There is nothing more thrilling in my world of coke plant archeology then to recover a document or item; then sometime later recover another one which is a companion to the first. Suddenly information is unlocked and the latter serves as a Rosetta Stone for the former. Below I outline one of those great moments.

Ammonia is a troublesome component of coke oven gas, and for 100 years or more, this has been removed by the by-product plant.

https://acmecoke.com/wp-content/uploads/2021/04/wilputte-nh3.pdf

Sulfuric acid is used to pull the ammonia out of the COG; but what to do with the resulting ammonium sulfate?

Ammonium sulfate (American English and international scientific usage; ammonium sulphate in British English); (NH4)2SO4, is an inorganic salt with a number of commercial uses. The most common use is as a soil fertilizer.

https://en.wikipedia.org/wiki/Ammonium_sulfate

This is true – not only did every coke plant in the land offload tons of fertilizer every year, Interlake actually sold it under their own name!

interlake iron ammonium sulfate
I found these photos on 2/28/21

So there is your primer in NH3. Now let’s put that on hold for a moment. Perhaps a year ago, I found something odd on one of my visits to the plant. It was not ‘coke plant related’ – that’s for sure. But it was clearly very old. I will admit to being a bit of a pack rat when it comes to Acme history (this website is evidence of that) but somewhere I have to draw the line. So I left that item behind.

Now let’s fast forward to last Friday. That visit was a mission to recover documents – specifically, memos dating pre-1970, some as far back as the early 1950s. I had been stashing them for a while and I determined it was high time to clean out the area and scoop them all up.

So I did.

I came away with a good stack, and as always I went through them at home, tossed a few and read each and every one. I put them into sleeve protectors and into an Acme binder and they joined the others in my library. However in the midst of the hunt, I again came across this item which I had discarded a year ago. So this time I picked it up and brought it home.

I didn’t have a solid plan for it but I decided letting it rot away there wouldn’t be right. After a couple days, I decided to make an artwork of sorts for a friend. I disdain the word, but I thought it might make a ‘kitschy’ type of wall hanging. And certainly it would be one of a kind.

And all of this, every detail, is utterly devoid of reason to write about it on this website. But here we are!

So I went over to Goodwill and got a picture frame. Got a good deal too.

So I went about with a pair of scissors snipping and snipping away at this item until it fit. I wish I had a bit more material to work with but you can be damn sure it is one of a kind. So after a while (I actually took a nap half way through my work!) it was done!

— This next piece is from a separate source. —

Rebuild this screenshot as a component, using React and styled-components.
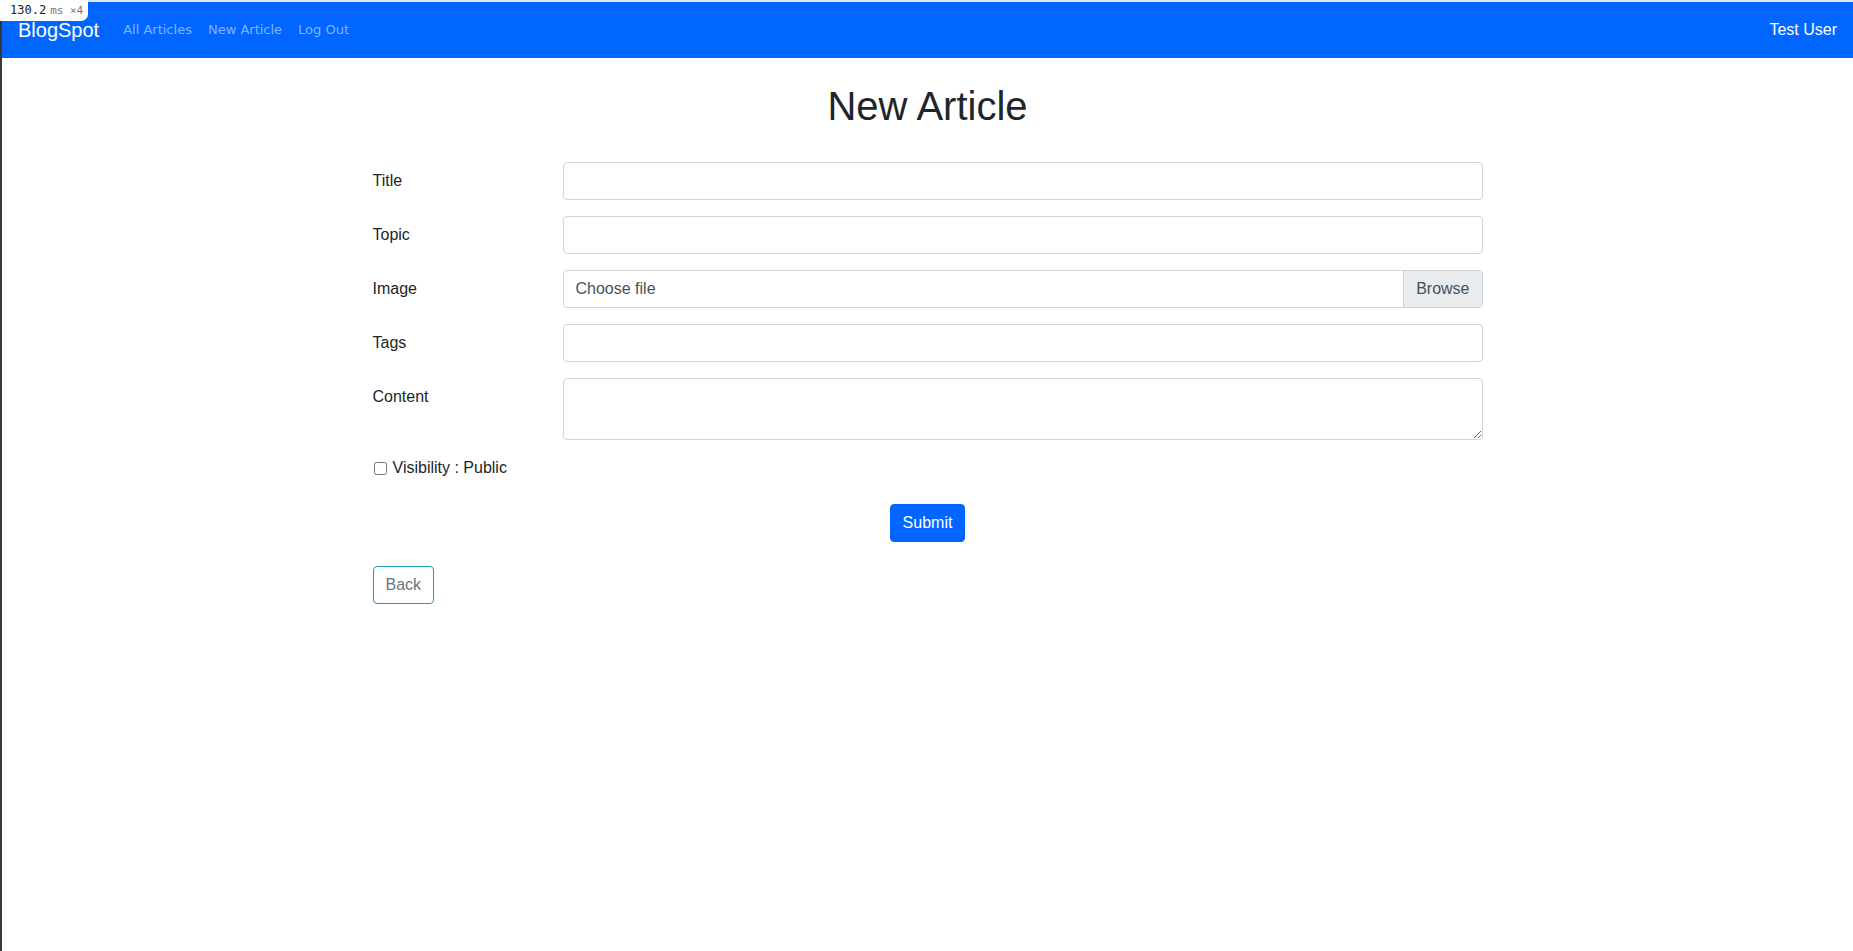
import styled, { createGlobalStyle } from "styled-components";

const GlobalStyle = createGlobalStyle`
  *, *::before, *::after {
    box-sizing: border-box;
  }

  body {
    margin: 0;
    font-family: "Liberation Sans", Arial, sans-serif;
    font-size: 16px;
    line-height: 1.5;
    color: #212529;
    background: #fff;
  }
`;

const Frame = styled.div`
  position: relative;
  min-height: 100vh;
  border-left: 2px solid #35393d;
  border-top: 2px solid #e6e7e9;
`;

const TimingBadge = styled.div`
  position: absolute;
  top: -2px;
  left: -2px;
  z-index: 10;
  display: flex;
  align-items: baseline;
  gap: 4px;
  height: 21px;
  padding: 0 5px 0 10px;
  background: #fff;
  border-bottom-right-radius: 7px;
  font-family: "DejaVu Sans Mono", "Liberation Mono", monospace;
  line-height: 21px;

  b {
    font-weight: normal;
    font-size: 12px;
    color: #222;
  }

  span {
    font-size: 11px;
    color: #777;
  }
`;

const Navbar = styled.nav`
  display: flex;
  align-items: center;
  height: 56px;
  padding: 0 16px;
  background: #0066ff;
`;

const Brand = styled.a`
  margin-right: 16px;
  font-size: 20px;
  line-height: 30px;
  color: #fff;
  text-decoration: none;
`;

const NavLinks = styled.div`
  display: flex;
  flex: 1;
`;

const NavLink = styled.a`
  padding: 0 8px;
  font-family: "DejaVu Sans", sans-serif;
  font-size: 13px;
  color: rgba(255, 255, 255, 0.5);
  text-decoration: none;
`;

const UserName = styled.span`
  font-size: 16px;
  color: #fff;
`;

const Container = styled.main`
  max-width: 1140px;
  margin: 0 auto;
  padding: 24px 15px 40px;
`;

const PageTitle = styled.h1`
  margin: 0 0 32px;
  font-size: 40px;
  font-weight: 500;
  line-height: 1.2;
  text-align: center;
`;

const FormRow = styled.div`
  display: grid;
  grid-template-columns: 190px 1fr;
  margin-bottom: 16px;
`;

const FieldLabel = styled.label`
  padding-top: 7px;
  padding-bottom: 7px;
  line-height: 24px;
`;

const fieldBase = `
  display: block;
  width: 100%;
  padding: 6px 12px;
  font-family: "Liberation Sans", Arial, sans-serif;
  font-size: 16px;
  line-height: 24px;
  color: #495057;
  background: #fff;
  border: 1px solid #ced4da;
  border-radius: 4px;
  outline: none;
`;

const TextInput = styled.input`
  ${fieldBase}
  height: 38px;
`;

const TextArea = styled.textarea`
  ${fieldBase}
  height: 62px;
  resize: vertical;
`;

const FilePicker = styled.label`
  display: flex;
  height: 38px;
  border: 1px solid #ced4da;
  border-radius: 4px;
  overflow: hidden;
  color: #495057;
  cursor: pointer;

  input {
    display: none;
  }
`;

const FileName = styled.span`
  flex: 1;
  padding: 6px 12px;
  line-height: 24px;
`;

const BrowseButton = styled.span`
  padding: 6px 12px;
  line-height: 24px;
  background: #e9ecef;
  border-left: 1px solid #ced4da;
`;

const CheckRow = styled.label`
  display: flex;
  align-items: center;
  margin-bottom: 16px;
  line-height: 24px;

  input {
    width: 13px;
    height: 13px;
    margin: 0 6px 0 1px;
  }
`;

const SubmitRow = styled.div`
  display: flex;
  justify-content: center;
  margin-top: 24px;
`;

const Button = styled.button`
  height: 38px;
  padding: 6px 12px;
  font-family: "Liberation Sans", Arial, sans-serif;
  font-size: 16px;
  line-height: 24px;
  border-radius: 4px;
  cursor: pointer;
  color: ${(p) => (p.$outline ? "#6c757d" : "#fff")};
  background: ${(p) => (p.$outline ? "#fff" : "#0066ff")};
  border: 1px solid ${(p) => (p.$outline ? "#17a2b8" : "#0066ff")};
`;

const BackRow = styled.div`
  margin-top: 24px;
`;

const fields = [
  { id: "title", label: "Title" },
  { id: "topic", label: "Topic" },
];

const App = () => {
  return (
    <>
      <GlobalStyle />
      <Frame>
        <TimingBadge>
          <b>130.2</b>
          <span>ms ×4</span>
        </TimingBadge>

        <Navbar>
          <Brand href="#">BlogSpot</Brand>
          <NavLinks>
            <NavLink href="#">All Articles</NavLink>
            <NavLink href="#">New Article</NavLink>
            <NavLink href="#">Log Out</NavLink>
          </NavLinks>
          <UserName>Test User</UserName>
        </Navbar>

        <Container>
          <PageTitle>New Article</PageTitle>

          <form onSubmit={(e) => e.preventDefault()}>
            {fields.map((f) => (
              <FormRow key={f.id}>
                <FieldLabel htmlFor={f.id}>{f.label}</FieldLabel>
                <TextInput id={f.id} type="text" />
              </FormRow>
            ))}

            <FormRow>
              <FieldLabel htmlFor="image">Image</FieldLabel>
              <FilePicker>
                <input id="image" type="file" />
                <FileName>Choose file</FileName>
                <BrowseButton>Browse</BrowseButton>
              </FilePicker>
            </FormRow>

            <FormRow>
              <FieldLabel htmlFor="tags">Tags</FieldLabel>
              <TextInput id="tags" type="text" />
            </FormRow>

            <FormRow>
              <FieldLabel htmlFor="content">Content</FieldLabel>
              <TextArea id="content" rows={2} />
            </FormRow>

            <CheckRow>
              <input type="checkbox" />
              Visibility : Public
            </CheckRow>

            <SubmitRow>
              <Button type="submit">Submit</Button>
            </SubmitRow>
          </form>

          <BackRow>
            <Button $outline type="button">Back</Button>
          </BackRow>
        </Container>
      </Frame>
    </>
  );
};

export default App;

It was a wax paper ‘tube’, folded flat on itself about 6″ wide. This tube was about 36″ long, and folded up into thirds. After some consideration, I decided to cut away the back layer (it had no text/pictures on it) and I also trimmed the width of the two outside ‘strips’. I was limited by the 36″ I had on hand – I wish I had a bit more but I made it work. I did also put the strips inside some books for an hour or so to help flatten them out.

So what in God’s name does BOLOGNA have to do with coke? I’ll answer that with another question – what does bologna have to do with ammonium sulfate?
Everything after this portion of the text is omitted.